*WHAT IS BEING ASKED*.
Reproduce the data exactly and drop any pictures it holds.

*DATA SHOWN*.
★ ★ ★ ★
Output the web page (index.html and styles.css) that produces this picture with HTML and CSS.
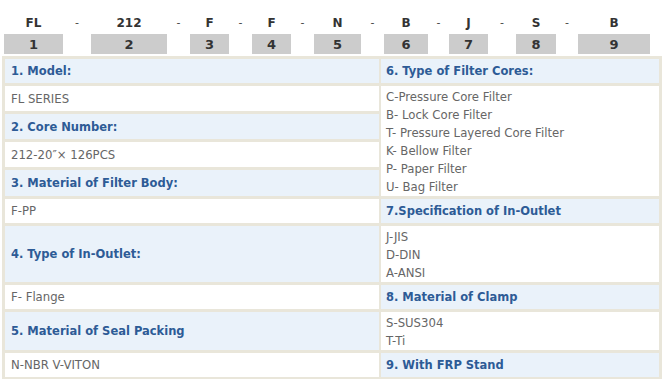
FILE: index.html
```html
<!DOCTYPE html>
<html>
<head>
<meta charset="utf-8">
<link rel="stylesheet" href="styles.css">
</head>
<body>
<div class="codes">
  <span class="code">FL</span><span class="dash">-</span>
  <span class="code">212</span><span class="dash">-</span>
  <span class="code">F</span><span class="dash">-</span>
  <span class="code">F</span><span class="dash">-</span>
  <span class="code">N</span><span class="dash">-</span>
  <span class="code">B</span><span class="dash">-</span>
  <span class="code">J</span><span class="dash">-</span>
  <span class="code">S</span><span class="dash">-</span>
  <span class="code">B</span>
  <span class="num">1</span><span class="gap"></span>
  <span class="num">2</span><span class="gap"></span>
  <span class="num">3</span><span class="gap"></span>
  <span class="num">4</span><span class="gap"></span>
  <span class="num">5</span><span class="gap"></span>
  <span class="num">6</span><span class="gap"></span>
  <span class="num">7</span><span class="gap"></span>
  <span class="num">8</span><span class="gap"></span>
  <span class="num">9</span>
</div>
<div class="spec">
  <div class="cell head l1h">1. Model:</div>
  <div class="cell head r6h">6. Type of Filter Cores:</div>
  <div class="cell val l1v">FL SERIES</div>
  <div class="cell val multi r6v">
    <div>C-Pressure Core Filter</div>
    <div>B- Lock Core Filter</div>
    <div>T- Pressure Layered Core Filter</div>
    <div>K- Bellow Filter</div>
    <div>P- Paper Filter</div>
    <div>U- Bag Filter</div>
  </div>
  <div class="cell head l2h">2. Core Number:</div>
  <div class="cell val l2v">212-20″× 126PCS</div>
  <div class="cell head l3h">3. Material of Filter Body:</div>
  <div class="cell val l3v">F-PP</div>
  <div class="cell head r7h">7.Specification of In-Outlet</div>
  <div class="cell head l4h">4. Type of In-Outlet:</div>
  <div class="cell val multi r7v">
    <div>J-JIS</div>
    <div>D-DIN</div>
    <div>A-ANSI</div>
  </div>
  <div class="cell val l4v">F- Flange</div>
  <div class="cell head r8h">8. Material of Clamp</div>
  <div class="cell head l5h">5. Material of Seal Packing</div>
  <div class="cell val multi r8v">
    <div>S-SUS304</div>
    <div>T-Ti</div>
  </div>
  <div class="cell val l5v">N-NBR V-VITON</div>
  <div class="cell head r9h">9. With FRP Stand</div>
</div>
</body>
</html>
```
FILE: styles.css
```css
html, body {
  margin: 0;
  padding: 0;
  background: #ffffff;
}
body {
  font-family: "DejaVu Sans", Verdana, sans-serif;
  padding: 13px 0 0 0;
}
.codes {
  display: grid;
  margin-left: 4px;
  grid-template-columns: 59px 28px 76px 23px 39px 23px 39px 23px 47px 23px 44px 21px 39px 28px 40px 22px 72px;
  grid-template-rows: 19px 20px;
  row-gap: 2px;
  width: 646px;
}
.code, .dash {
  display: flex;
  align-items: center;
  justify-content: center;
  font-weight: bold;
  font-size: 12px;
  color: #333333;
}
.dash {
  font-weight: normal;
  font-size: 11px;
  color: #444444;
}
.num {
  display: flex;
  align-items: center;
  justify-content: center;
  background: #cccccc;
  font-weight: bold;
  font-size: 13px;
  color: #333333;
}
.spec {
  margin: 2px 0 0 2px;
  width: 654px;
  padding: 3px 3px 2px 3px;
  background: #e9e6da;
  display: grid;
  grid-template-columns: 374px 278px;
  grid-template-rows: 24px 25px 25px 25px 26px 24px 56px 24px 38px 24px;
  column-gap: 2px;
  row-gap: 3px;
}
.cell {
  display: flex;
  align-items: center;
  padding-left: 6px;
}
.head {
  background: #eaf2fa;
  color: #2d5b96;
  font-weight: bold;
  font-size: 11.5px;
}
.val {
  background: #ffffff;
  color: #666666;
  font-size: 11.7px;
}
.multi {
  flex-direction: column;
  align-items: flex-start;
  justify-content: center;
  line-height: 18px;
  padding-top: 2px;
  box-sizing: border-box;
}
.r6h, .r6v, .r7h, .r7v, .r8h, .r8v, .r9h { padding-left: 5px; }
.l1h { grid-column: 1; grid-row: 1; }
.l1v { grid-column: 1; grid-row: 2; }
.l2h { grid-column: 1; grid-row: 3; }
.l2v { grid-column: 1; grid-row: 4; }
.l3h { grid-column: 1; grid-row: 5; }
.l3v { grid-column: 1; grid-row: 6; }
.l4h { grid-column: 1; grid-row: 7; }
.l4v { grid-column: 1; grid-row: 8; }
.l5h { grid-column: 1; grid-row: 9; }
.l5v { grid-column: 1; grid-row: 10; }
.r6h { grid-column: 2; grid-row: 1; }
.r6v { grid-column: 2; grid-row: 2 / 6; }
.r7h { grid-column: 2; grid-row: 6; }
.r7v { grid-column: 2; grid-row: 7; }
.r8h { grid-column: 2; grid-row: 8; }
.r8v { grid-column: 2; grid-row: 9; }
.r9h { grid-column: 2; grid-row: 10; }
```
★ ★ ★ ★
*REPLY TO THE TASK*.
Output the web page (index.html and styles.css) that produces this picture with HTML and CSS.
FILE: index.html
```html
<!DOCTYPE html>
<html>
<head>
<meta charset="utf-8">
<link rel="stylesheet" href="styles.css">
</head>
<body>
<div class="codes">
  <span class="code">FL</span><span class="dash">-</span>
  <span class="code">212</span><span class="dash">-</span>
  <span class="code">F</span><span class="dash">-</span>
  <span class="code">F</span><span class="dash">-</span>
  <span class="code">N</span><span class="dash">-</span>
  <span class="code">B</span><span class="dash">-</span>
  <span class="code">J</span><span class="dash">-</span>
  <span class="code">S</span><span class="dash">-</span>
  <span class="code">B</span>
  <span class="num">1</span><span class="gap"></span>
  <span class="num">2</span><span class="gap"></span>
  <span class="num">3</span><span class="gap"></span>
  <span class="num">4</span><span class="gap"></span>
  <span class="num">5</span><span class="gap"></span>
  <span class="num">6</span><span class="gap"></span>
  <span class="num">7</span><span class="gap"></span>
  <span class="num">8</span><span class="gap"></span>
  <span class="num">9</span>
</div>
<div class="spec">
  <div class="cell head l1h">1. Model:</div>
  <div class="cell head r6h">6. Type of Filter Cores:</div>
  <div class="cell val l1v">FL SERIES</div>
  <div class="cell val multi r6v">
    <div>C-Pressure Core Filter</div>
    <div>B- Lock Core Filter</div>
    <div>T- Pressure Layered Core Filter</div>
    <div>K- Bellow Filter</div>
    <div>P- Paper Filter</div>
    <div>U- Bag Filter</div>
  </div>
  <div class="cell head l2h">2. Core Number:</div>
  <div class="cell val l2v">212-20″× 126PCS</div>
  <div class="cell head l3h">3. Material of Filter Body:</div>
  <div class="cell val l3v">F-PP</div>
  <div class="cell head r7h">7.Specification of In-Outlet</div>
  <div class="cell head l4h">4. Type of In-Outlet:</div>
  <div class="cell val multi r7v">
    <div>J-JIS</div>
    <div>D-DIN</div>
    <div>A-ANSI</div>
  </div>
  <div class="cell val l4v">F- Flange</div>
  <div class="cell head r8h">8. Material of Clamp</div>
  <div class="cell head l5h">5. Material of Seal Packing</div>
  <div class="cell val multi r8v">
    <div>S-SUS304</div>
    <div>T-Ti</div>
  </div>
  <div class="cell val l5v">N-NBR V-VITON</div>
  <div class="cell head r9h">9. With FRP Stand</div>
</div>
</body>
</html>
```
FILE: styles.css
```css
html, body {
  margin: 0;
  padding: 0;
  background: #ffffff;
}
body {
  font-family: "DejaVu Sans", Verdana, sans-serif;
  padding: 13px 0 0 0;
}
.codes {
  display: grid;
  margin-left: 4px;
  grid-template-columns: 59px 28px 76px 23px 39px 23px 39px 23px 47px 23px 44px 21px 39px 28px 40px 22px 72px;
  grid-template-rows: 19px 20px;
  row-gap: 2px;
  width: 646px;
}
.code, .dash {
  display: flex;
  align-items: center;
  justify-content: center;
  font-weight: bold;
  font-size: 12px;
  color: #333333;
}
.dash {
  font-weight: normal;
  font-size: 11px;
  color: #444444;
}
.num {
  display: flex;
  align-items: center;
  justify-content: center;
  background: #cccccc;
  font-weight: bold;
  font-size: 13px;
  color: #333333;
}
.spec {
  margin: 2px 0 0 2px;
  width: 654px;
  padding: 3px 3px 2px 3px;
  background: #e9e6da;
  display: grid;
  grid-template-columns: 374px 278px;
  grid-template-rows: 24px 25px 25px 25px 26px 24px 56px 24px 38px 24px;
  column-gap: 2px;
  row-gap: 3px;
}
.cell {
  display: flex;
  align-items: center;
  padding-left: 6px;
}
.head {
  background: #eaf2fa;
  color: #2d5b96;
  font-weight: bold;
  font-size: 11.5px;
}
.val {
  background: #ffffff;
  color: #666666;
  font-size: 11.7px;
}
.multi {
  flex-direction: column;
  align-items: flex-start;
  justify-content: center;
  line-height: 18px;
  padding-top: 2px;
  box-sizing: border-box;
}
.r6h, .r6v, .r7h, .r7v, .r8h, .r8v, .r9h { padding-left: 5px; }
.l1h { grid-column: 1; grid-row: 1; }
.l1v { grid-column: 1; grid-row: 2; }
.l2h { grid-column: 1; grid-row: 3; }
.l2v { grid-column: 1; grid-row: 4; }
.l3h { grid-column: 1; grid-row: 5; }
.l3v { grid-column: 1; grid-row: 6; }
.l4h { grid-column: 1; grid-row: 7; }
.l4v { grid-column: 1; grid-row: 8; }
.l5h { grid-column: 1; grid-row: 9; }
.l5v { grid-column: 1; grid-row: 10; }
.r6h { grid-column: 2; grid-row: 1; }
.r6v { grid-column: 2; grid-row: 2 / 6; }
.r7h { grid-column: 2; grid-row: 6; }
.r7v { grid-column: 2; grid-row: 7; }
.r8h { grid-column: 2; grid-row: 8; }
.r8v { grid-column: 2; grid-row: 9; }
.r9h { grid-column: 2; grid-row: 10; }
```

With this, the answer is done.